The craft of web performance has come a long way from yslow and the first few performance best practices. Engineers the web over have made the web faster and we have newer tools, many more guidelines, much better browser support and a few dirty tricks to make our users’ browsing experience as smooth and fast as possible. So how much further can we go?

Physics

The speed of light has a fixed upper limit, though depending on the medium it passes through, it might be lower. In fibre, this is about 200,000 Km/s, and it’s about the same for electricity through copper. This means that a signal sent over a cable that runs 7,000Km from New York to the UK would take about 35ms to get through. Channel capacity (the bit rate), is also limited by physics, and it’s Shannon’s Law that comes into play here.

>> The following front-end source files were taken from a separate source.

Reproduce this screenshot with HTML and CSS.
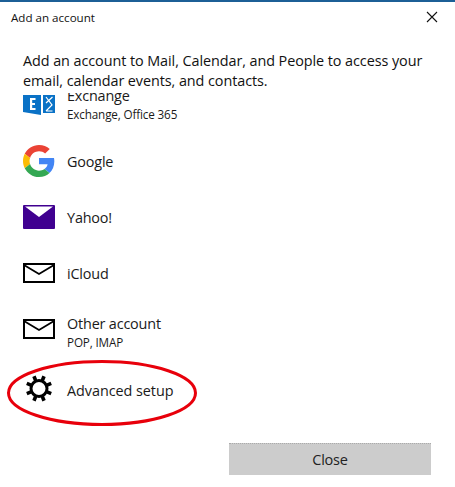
FILE: index.html
```html
<!DOCTYPE html>
<html lang="en">
<head>
<meta charset="utf-8">
<title>Add an account</title>
<link rel="stylesheet" href="styles.css">
</head>
<body>
<div class="dialog">
  <header class="titlebar">
    <span class="title">Add an account</span>
    <svg class="close-x" width="12" height="12" viewBox="0 0 12 12"><path d="M1 1l10 10M11 1L1 11" stroke="#111" stroke-width="1.1" fill="none"/></svg>
  </header>
  <p class="intro">Add an account to Mail, Calendar, and People to access your email, calendar events, and contacts.</p>
  <div class="list">
    <div class="rows">
      <div class="row row-exchange">
        <svg class="icon" width="32" height="32" viewBox="0 0 32 32">
          <path d="M0 6h18v20l-18-3z" fill="#0a72c6"/>
          <path d="M20 6h12v18H20z" fill="#0a72c6"/>
          <path d="M7 9h5.500v2H9.200v3h2.800v2H9.200v3h3.300v2H7z" fill="#fff"/>
          <path d="M23 8l6 8-6 6M29.500 8l-6.500 6M23 22h6.500" stroke="#fff" stroke-width="1.200" fill="none"/>
        </svg>
        <div class="labels"><span class="name">Exchange</span><span class="sub">Exchange, Office 365</span></div>
      </div>
      <div class="row">
        <svg class="icon" width="32" height="32" viewBox="0 0 48 48">
          <path fill="#ea4335" d="M24 9.500c3.500 0 6.700 1.300 9.200 3.400l6.900-6.900C35.900 2.200 30.300 0 24 0 14.600 0 6.500 5.400 2.600 13.200l8 6.200C12.500 13.600 17.800 9.500 24 9.500z"/>
          <path fill="#4285f4" d="M47 24.500c0-1.600-.2-3.300-.5-4.900H24v9.300h12.900c-.6 3-2.300 5.500-4.800 7.200l7.700 6C44.300 37.900 47 31.800 47 24.500z"/>
          <path fill="#fbbc05" d="M10.600 28.600C10.100 27.100 9.800 25.600 9.800 24s.3-3.100.8-4.600l-8-6.200C.9 16.500 0 20.100 0 24s.9 7.500 2.600 10.800z"/>
          <path fill="#34a853" d="M24 48c6.500 0 11.900-2.100 15.800-5.900l-7.700-6c-2.100 1.500-4.900 2.400-8.100 2.400-6.200 0-11.500-4.100-13.400-9.900l-8 6.200C6.500 42.600 14.600 48 24 48z"/>
        </svg>
        <div class="labels"><span class="name">Google</span></div>
      </div>
      <div class="row">
        <svg class="icon" width="32" height="32" viewBox="0 0 32 32">
          <rect x="0" y="4" width="32" height="24" rx="1" fill="#400090"/>
          <path d="M2 5.500h28L16 16z" fill="#fff"/>
        </svg>
        <div class="labels"><span class="name">Yahoo!</span></div>
      </div>
      <div class="row">
        <svg class="icon" width="32" height="32" viewBox="0 0 32 32">
          <rect x="1" y="7" width="30" height="18" fill="none" stroke="#000" stroke-width="2"/>
          <path d="M1 8l15 9 15-9" fill="none" stroke="#000" stroke-width="1.800"/>
        </svg>
        <div class="labels"><span class="name">iCloud</span></div>
      </div>
      <div class="row row-other">
        <svg class="icon" width="32" height="32" viewBox="0 0 32 32">
          <rect x="1" y="7" width="30" height="18" fill="none" stroke="#000" stroke-width="2"/>
          <path d="M1 8l15 9 15-9" fill="none" stroke="#000" stroke-width="1.800"/>
        </svg>
        <div class="labels"><span class="name">Other account</span><span class="sub">POP, IMAP</span></div>
      </div>
      <div class="row row-adv">
        <svg class="icon" width="32" height="32" viewBox="0 0 32 32">
          <g transform="translate(16 14.500)">
            <circle r="8" fill="none" stroke="#000" stroke-width="3"/>
            <g fill="#000">
              <rect x="-1.800" y="-13.200" width="3.600" height="4.500" transform="rotate(22.500)"/>
              <rect x="-1.800" y="-13.200" width="3.600" height="4.500" transform="rotate(67.500)"/>
              <rect x="-1.800" y="-13.200" width="3.600" height="4.500" transform="rotate(112.500)"/>
              <rect x="-1.800" y="-13.200" width="3.600" height="4.500" transform="rotate(157.500)"/>
              <rect x="-1.800" y="-13.200" width="3.600" height="4.500" transform="rotate(202.500)"/>
              <rect x="-1.800" y="-13.200" width="3.600" height="4.500" transform="rotate(247.500)"/>
              <rect x="-1.800" y="-13.200" width="3.600" height="4.500" transform="rotate(292.500)"/>
              <rect x="-1.800" y="-13.200" width="3.600" height="4.500" transform="rotate(337.500)"/>
            </g>
          </g>
        </svg>
        <div class="labels"><span class="name name-adv">Advanced setup</span></div>
      </div>
    </div>
  </div>
  <footer class="actions"><button class="close-btn" type="button">Close</button></footer>
  <svg class="mark" width="455" height="487" viewBox="0 0 455 487"><ellipse cx="102" cy="393" rx="93.500" ry="31.500" fill="none" stroke="#e8000b" stroke-width="3"/></svg>
</div>
</body>
</html>
```
FILE: styles.css
```css
* { box-sizing: border-box; }
html, body { margin: 0; padding: 0; background: #fff; }
body { font-family: "Open Sans", "Noto Sans", sans-serif; color: #1a1a1a; overflow: hidden; }
.dialog { position: relative; width: 455px; height: 487px; border-top: 2px solid #1c5f96; display: flex; flex-direction: column; }
.titlebar { display: flex; align-items: center; justify-content: space-between; height: 30px; padding: 0 17px 0 11px; }
.title { font-size: 11.6px; color: #111; }
.close-x { display: block; }
.intro { margin: 19px 20px 0 23px; font-size: 14.4px; line-height: 20px; color: #111; letter-spacing: -0.07px; height: 42px; }
.list { height: 325px; overflow: hidden; }
.rows { margin-top: -16px; padding-left: 23px; }
.row { display: flex; align-items: center; gap: 12px; height: 56px; }
.row-exchange .labels { padding-bottom: 3px; }
.row-other .labels { padding-top: 5px; }
.row-adv { margin-top: 5px; }
.icon { display: block; flex: none; }
.labels { display: flex; flex-direction: column; }
.name { font-size: 14.4px; line-height: 19px; color: #1a1a1a; letter-spacing: -0.17px; }
.name-adv { letter-spacing: -0.05px; }
.sub { margin-top: 1px; font-size: 11.7px; line-height: 16px; color: #1a1a1a; letter-spacing: -0.15px; }
.actions { display: flex; justify-content: flex-end; padding: 0 24px 0 0; margin-top: 25px; }
.close-btn { width: 202px; height: 32px; background: #ccc; border: 0; border-top: 1px dotted #aaa; font: 14.5px "Open Sans", "Noto Sans", sans-serif; color: #222; padding: 0; letter-spacing: -0.2px; }
.mark { position: absolute; left: 0; top: -2px; pointer-events: none; }
```
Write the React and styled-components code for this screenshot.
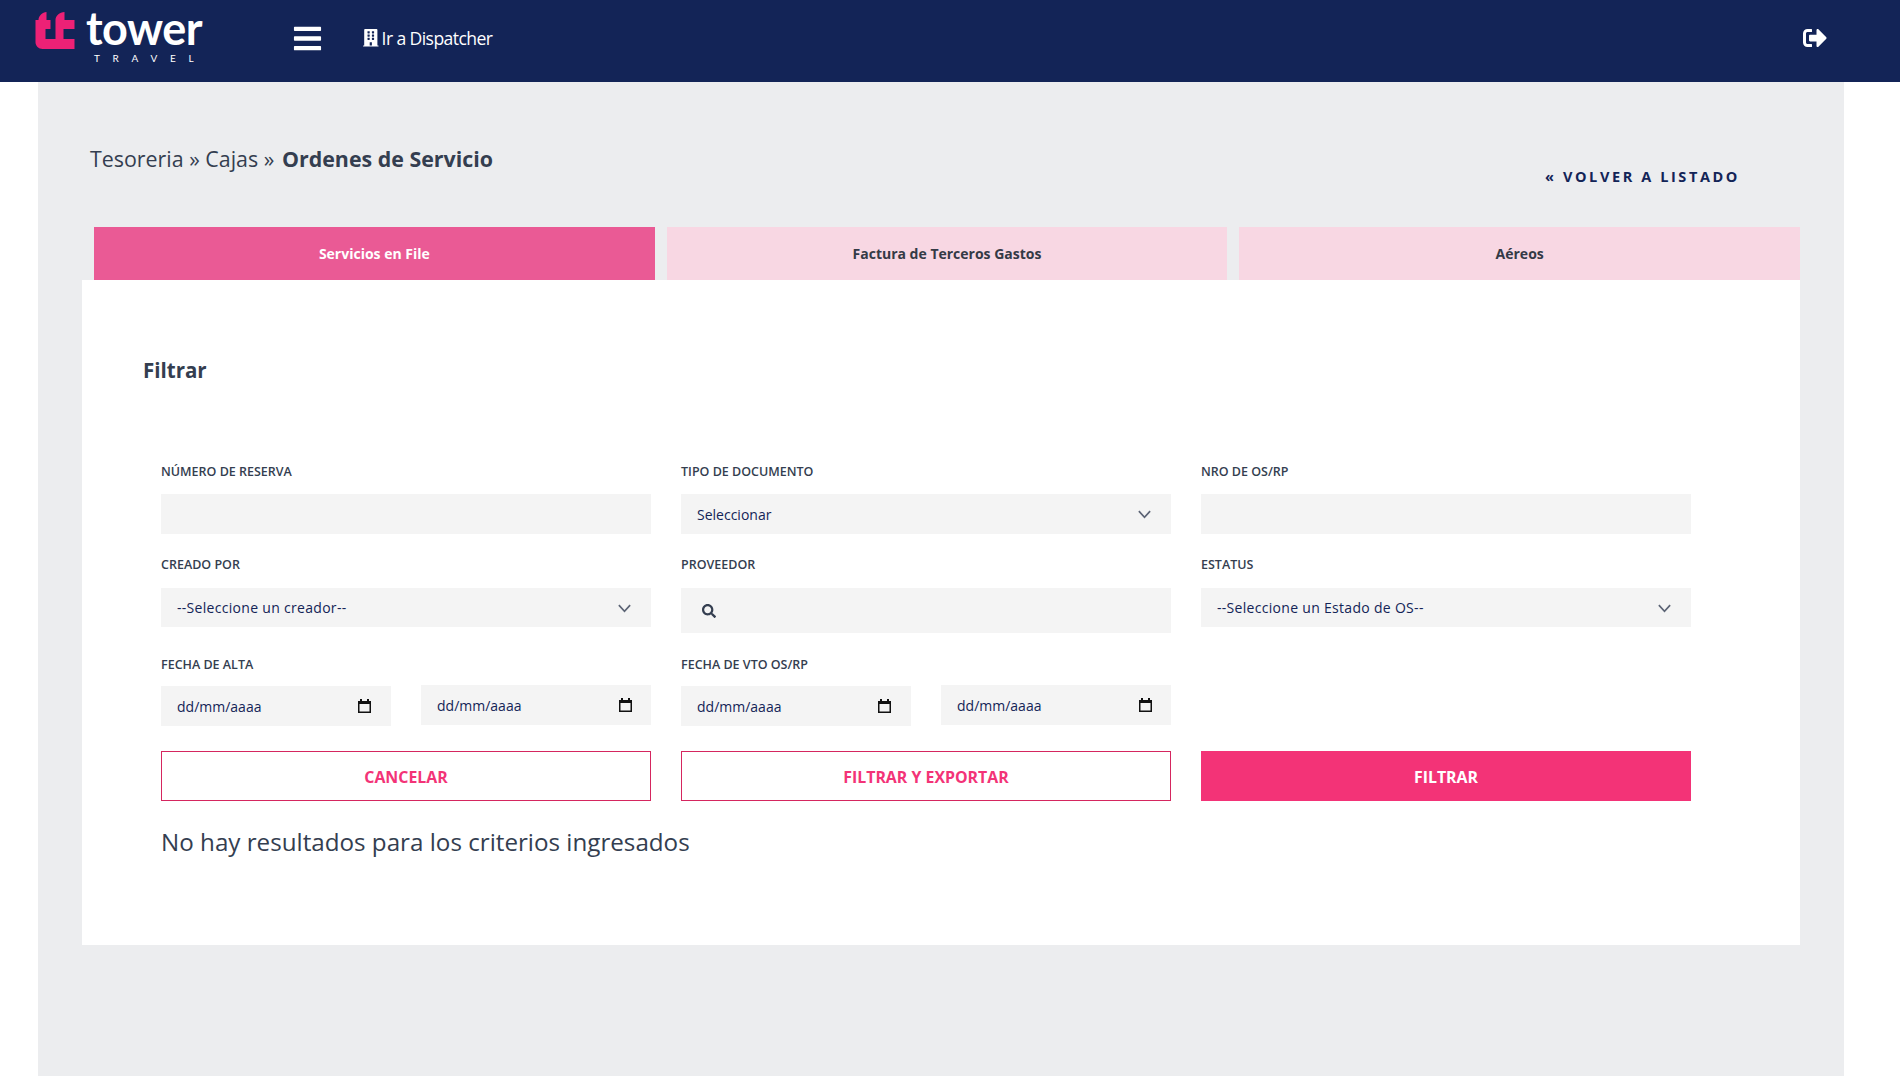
import React from 'react';
import styled, { createGlobalStyle } from 'styled-components';
import { FaBars, FaBuilding, FaSignOutAlt, FaSearch } from 'react-icons/fa';

const GlobalStyle = createGlobalStyle`
  html, body {
    margin: 0;
    padding: 0;
    background: #fff;
  }
  * {
    box-sizing: border-box;
  }
`;

const Page = styled.div`
  width: 1900px;
  height: 1076px;
  overflow: hidden;
  font-family: 'Open Sans', 'Noto Sans', sans-serif;
  color: #343e50;
`;

const Header = styled.header`
  display: flex;
  align-items: center;
  height: 82px;
  padding: 0 73px 6px 35px;
  background: #132457;
  color: #fff;
`;

const Logo = styled.div`
  display: flex;
  gap: 11px;
  width: 257px;
  height: 64px;
  margin-top: -2px;
`;

const LogoMark = styled.svg`
  width: 40px;
  height: 38px;
  margin-top: 7px;
`;

const LogoWords = styled.div`
  display: flex;
  flex-direction: column;
  align-items: flex-start;
`;

const LogoName = styled.span`
  font-family: 'Lato', sans-serif;
  font-size: 45px;
  font-weight: 700;
  line-height: 46px;
  letter-spacing: -0.5px;
`;

const LogoTag = styled.span`
  margin: 1px 0 0 8px;
  font-family: 'Lato', sans-serif;
  font-size: 10px;
  line-height: 12px;
  letter-spacing: 12.7px;
`;

const MenuButton = styled.div`
  display: flex;
  width: 70px;
  font-size: 31px;
`;

const DispatcherLink = styled.a`
  display: flex;
  align-items: center;
  gap: 2px;
  font-size: 17.6px;
  letter-spacing: -0.6px;
`;

const LogoutLink = styled.a`
  display: flex;
  margin-left: auto;
  font-size: 24px;
`;

const Content = styled.main`
  height: 994px;
  margin: 0 56px 0 38px;
  padding: 0 44px;
  background: #ecedef;
`;

const TitleRow = styled.div`
  position: relative;
  height: 145px;
  padding: 62px 0 0 8px;
`;

const Breadcrumb = styled.h1`
  margin: 0;
  font-size: 21.4px;
  font-weight: 400;
  line-height: 30px;

  strong {
    margin-left: 2px;
  }
`;

const BackLink = styled.a`
  position: absolute;
  top: 85px;
  right: 60px;
  font-size: 14.5px;
  font-weight: 700;
  line-height: 20px;
  letter-spacing: 2.6px;
  color: #132457;
`;

const Tabs = styled.nav`
  display: flex;
  gap: 12px;
  padding-left: 12px;
`;

const Tab = styled.div`
  flex: 1;
  height: 53px;
  display: flex;
  align-items: center;
  justify-content: center;
  font-size: 14px;
  font-weight: 700;
  background: ${p => (p.$active ? '#ea5a95' : '#f8d7e3')};
  color: ${p => (p.$active ? '#fff' : '#343a46')};
`;

const Card = styled.section`
  height: 665px;
  padding: 72px 79px 0;
  background: #fff;
`;

const CardTitle = styled.h2`
  margin: 0 0 0 -18px;
  font-size: 20.5px;
  font-weight: 700;
  line-height: 36px;
`;

const FilterGrid = styled.div`
  display: grid;
  grid-template-columns: repeat(3, 490px);
  column-gap: 30px;
  margin-top: 75px;
`;

const Field = styled.div`
  display: flex;
  flex-direction: column;
  height: ${p => p.$height}px;
`;

const Label = styled.label`
  padding-top: 1px;
  font-size: 12.5px;
  font-weight: 600;
  line-height: 16px;
  margin-bottom: ${p => p.$gap || 14}px;
  text-transform: uppercase;
`;

const Input = styled.input`
  width: 100%;
  height: 40px;
  border: 0;
  outline: 0;
  background: #f4f4f4;
`;

const SelectBox = styled.div`
  position: relative;
  height: ${p => p.$height || 39}px;
  background: #f4f4f4;
`;

const Select = styled.select`
  appearance: none;
  width: 100%;
  height: 100%;
  padding: 0 16px;
  border: 0;
  outline: 0;
  background: transparent;
  font-family: inherit;
  font-size: 14px;
  letter-spacing: ${p => (p.$spaced ? '0.3px' : '0')};
  color: #132457;
`;

const Chevron = styled.svg`
  position: absolute;
  top: 50%;
  right: 19px;
  width: 15px;
  height: 15px;
  transform: translateY(-50%);
  pointer-events: none;
`;

const SearchBox = styled.div`
  display: flex;
  align-items: center;
  height: 45px;
  padding: 1px 0 0 21px;
  background: #f4f4f4;
  font-size: 14px;
  color: #343e50;
`;

const DateRow = styled.div`
  display: grid;
  grid-template-columns: 230px 230px;
  column-gap: 30px;
`;

const DateBox = styled.div`
  display: flex;
  align-items: center;
  justify-content: space-between;
  height: 40px;
  margin-top: ${p => (p.$raised ? -1 : 0)}px;
  padding: 0 ${p => (p.$raised ? 19 : 20)}px 0 16px;
  background: #f4f4f4;
  font-size: 14px;
  color: #132457;
`;

const Calendar = styled.svg`
  width: 13px;
  height: 14px;
`;

const Actions = styled.div`
  display: grid;
  grid-template-columns: repeat(3, 490px);
  column-gap: 30px;
  margin-top: 25px;
`;

const ActionButton = styled.button`
  height: 50px;
  border: 1px solid ${p => (p.$primary ? '#f33377' : '#d5265f')};
  background: ${p => (p.$primary ? '#f33377' : '#fff')};
  color: ${p => (p.$primary ? '#fff' : '#f33377')};
  font-family: inherit;
  font-size: 15.9px;
  font-weight: 700;
  padding-top: 2px;
`;

const EmptyMessage = styled.p`
  margin: 23px 0 0;
  font-size: 24.2px;
  line-height: 36px;
`;

const ChevronDown = () => (
  <Chevron viewBox="0 0 16 16" fill="none" stroke="#5c6475" strokeWidth="1.8">
    <path d="M2 5l6 6.5L14 5" />
  </Chevron>
);

const CalendarIcon = () => (
  <Calendar viewBox="0 0 13 14">
    <path fill="#111" d="M2 0h2v2h5V0h2v2h2v12H0V2h2z" />
    <rect x="1.5" y="5" width="10" height="7.5" fill="#f4f4f4" />
  </Calendar>
);

const DateField = ({ raised }) => (
  <DateBox $raised={raised}>
    dd/mm/aaaa
    <CalendarIcon />
  </DateBox>
);

const App = () => (
  <Page>
    <GlobalStyle />
    <Header>
      <Logo>
        <LogoMark viewBox="0 0 39 38">
          <g fill="#ed2176">
            <path d="M11 0v8H3c0-4 4-8 8-8zM29 0v8h-9c0-4 4-8 9-8z" />
            <path d="M0 8h15v9H0zM20 8h19v9H20zM0 17h10v10H0zM20 17h8v10h-8z" />
            <path d="M0 27h39v10H7c-4 0-7-3-7-7z" />
          </g>
        </LogoMark>
        <LogoWords>
          <LogoName>tower</LogoName>
          <LogoTag>TRAVEL</LogoTag>
        </LogoWords>
      </Logo>
      <MenuButton>
        <FaBars />
      </MenuButton>
      <DispatcherLink>
        <FaBuilding />
        Ir a Dispatcher
      </DispatcherLink>
      <LogoutLink>
        <FaSignOutAlt />
      </LogoutLink>
    </Header>
    <Content>
      <TitleRow>
        <Breadcrumb>
          Tesoreria » Cajas » <strong>Ordenes de Servicio</strong>
        </Breadcrumb>
        <BackLink>« VOLVER A LISTADO</BackLink>
      </TitleRow>
      <Tabs>
        <Tab $active>Servicios en File</Tab>
        <Tab>Factura de Terceros Gastos</Tab>
        <Tab>Aéreos</Tab>
      </Tabs>
      <Card>
        <CardTitle>Filtrar</CardTitle>
        <FilterGrid>
          <Field $height={93}>
            <Label>Número de reserva</Label>
            <Input />
          </Field>
          <Field $height={93}>
            <Label>Tipo de documento</Label>
            <SelectBox $height={40}>
              <Select defaultValue="">
                <option value="">Seleccionar</option>
              </Select>
              <ChevronDown />
            </SelectBox>
          </Field>
          <Field $height={93}>
            <Label>Nro de OS/RP</Label>
            <Input />
          </Field>
          <Field $height={100}>
            <Label $gap={15}>Creado por</Label>
            <SelectBox>
              <Select $spaced defaultValue="">
                <option value="">--Seleccione un creador--</option>
              </Select>
              <ChevronDown />
            </SelectBox>
          </Field>
          <Field $height={100}>
            <Label $gap={15}>Proveedor</Label>
            <SearchBox>
              <FaSearch />
            </SearchBox>
          </Field>
          <Field $height={100}>
            <Label $gap={15}>Estatus</Label>
            <SelectBox>
              <Select $spaced defaultValue="">
                <option value="">--Seleccione un Estado de OS--</option>
              </Select>
              <ChevronDown />
            </SelectBox>
          </Field>
          <Field $height={70}>
            <Label $gap={13}>Fecha de alta</Label>
            <DateRow>
              <DateField />
              <DateField raised />
            </DateRow>
          </Field>
          <Field $height={70}>
            <Label $gap={13}>Fecha de vto OS/RP</Label>
            <DateRow>
              <DateField />
              <DateField raised />
            </DateRow>
          </Field>
        </FilterGrid>
        <Actions>
          <ActionButton>CANCELAR</ActionButton>
          <ActionButton>FILTRAR Y EXPORTAR</ActionButton>
          <ActionButton $primary>FILTRAR</ActionButton>
        </Actions>
        <EmptyMessage>No hay resultados para los criterios ingresados</EmptyMessage>
      </Card>
    </Content>
  </Page>
);

export default App;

This, of course, is the physical layer of our network. We have a few layers above that before we get to TCP, which does most of the dirty work to make sure that all the data that your application sends out actually gets to your client in the right order. And this is where it gets interesting.

TCP

Éric Daspet’s article on latency includes an excellent discussion of how slow start and congestion control affect the throughput of a network connection, which is why google have been experimenting with an increased TCP initial window size and want to turn it into a standard. Each network roundtrip is limited by how long it takes photons or electrons to get through, and anything we can do to reduce the number of roundtrips should reduce total page download time, right? Well, it may not be that simple. We only really care about roundtrips that run end-to-end. Those that run in parallel need to be paid for only once.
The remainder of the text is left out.